Book Review

Courtrooms, Cartridges, and Campfires:
Lawyering on the Last Frontier–Alaska
By Wayne Anthony Ross, B.S., J.D.
Publication Consultants; First Edition (Aug. 1, 2012)
ISBN 978-1594332982
224 pages, paperback
$17.95
http://publicationconsultants.com

Reviewed by Gila Hayes

A few months ago when I asked our Network Affiliated Attorneys if they had published any books or authored any DVDs, I expected information about books dealing with various state gun laws, and as our book review last month showed, some of those resources did, indeed, surface. What I did not expect was the rollicking autobiographical volume penned by Anchorage attorney Wayne Anthony Ross entitled, Courtrooms, Cartridges, and Campfires.

This affiliated attorney’s story was such a charming diversion that instead of dealing with the serious subjects we usually discuss in this column, I want to share some of his life story with our readers. Ross acknowledges the influence of his family and his faith in his book’s opening chapters that portray a young man determined to earn a law degree and willing to work not only the hours needed to master the academics, but even longer hours working at a variety of service jobs to pay for the education. He introduces his father and other family members, his wife (who sadly has died since his book’s publication), and memorable college professors. The latter included a torts professor who drilled his students to explore questions from the viewpoint of the reasonable man. Ross and his fellow students, convinced that the professor disproportionately targeted him with that question, hung the nickname “The Reasonable Man,” on young Ross.

A lifetime outdoorsman and firearms enthusiast, Ross peppers his autobiography with tales in which handguns, rifles and shotguns play a role. After neighborhood acquaintances trekked to Alaska on hunting and fishing adventures, their reports planted seeds that eventually drew the author North. When a law school professor cited a case decided by the Alaskan Supreme Court, Ross decided then and there that he wanted to practice law in Alaska.

WAR-Bk-CvrAt the end of his junior year of law school, he sought but did not win a law clerk position and had abandoned his dreams of going to Alaska until a fellow student asked him if he wanted to drive with him to Alaska to seek summer work.

Making that exploratory trip, the author learned the hard way that Canada–even the Canada of the late 1960s–had no love of private handgun ownership. Arriving at the border, he declared a .22 kit gun and a .45 Colt revolver, only to be told that the province of Saskatchewan would not allow him to transport them. The guns were shipped and waiting for him when, after more than their fair share of adventure, the young fellows arrived in Anchorage in June of 1967. Imagine Ross’ delight upon landing a law clerk position, despite a rate of pay that only afforded him a basement room shared with his driving buddy.

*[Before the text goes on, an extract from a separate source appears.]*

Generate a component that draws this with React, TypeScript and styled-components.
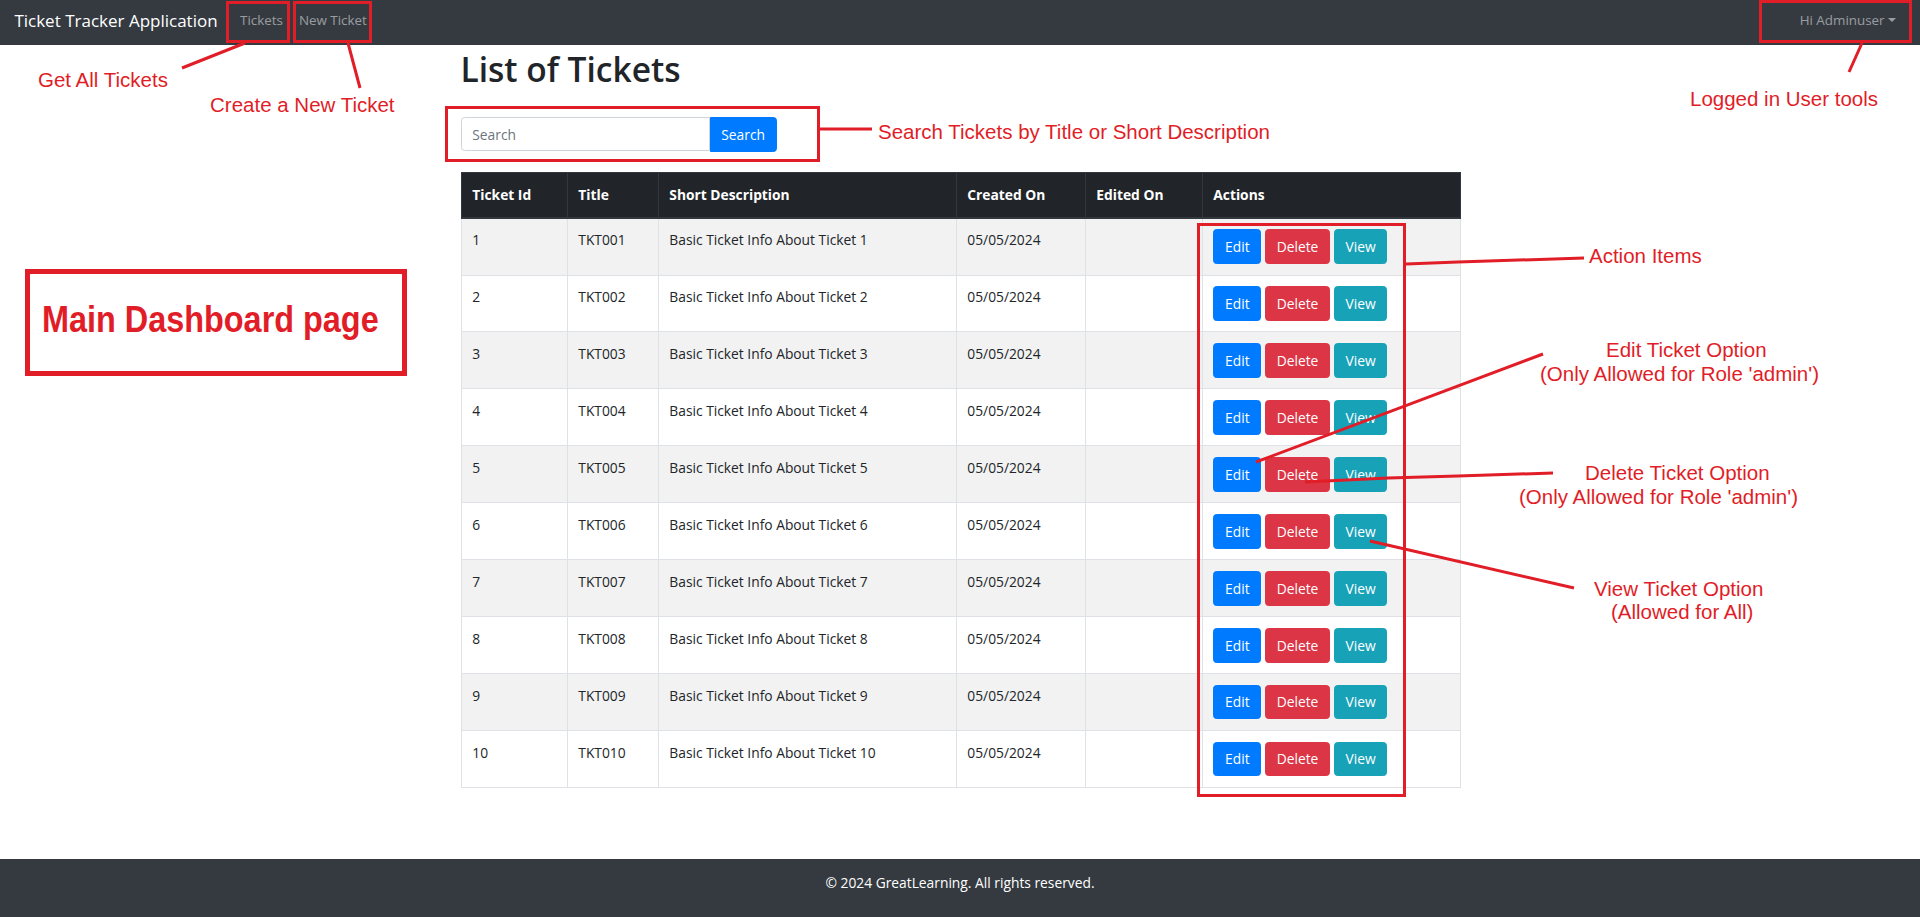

Already courting his future wife, Ross wrote to her of his adventures and his growing love for Alaska. In one, he enthuses, “I like freedom, and in the wild places here I feel unrestrained. I like solitude, and here it is attainable. I like an unhurried pace of life, and not the ‘rat race’ type of existence found in Milwaukee. I like the mountains, trees, and ever-flowing water. I like the abundant wildlife. I like the clear fresh air. I like to feel a part of something that is growing, and not stagnating like Milwaukee. I feel closer to God here.”

The couple married after his graduation from law school the following year, and immediately drove to Alaska where Ross began searching for a job in his chosen field. He found work with the Attorney General’s office, and went on to serve as a family court judge. Stories about his employers and cases are entertaining, and not surprisingly the frontier lifestyle still present in Alaska in the late 1960s often included firearms.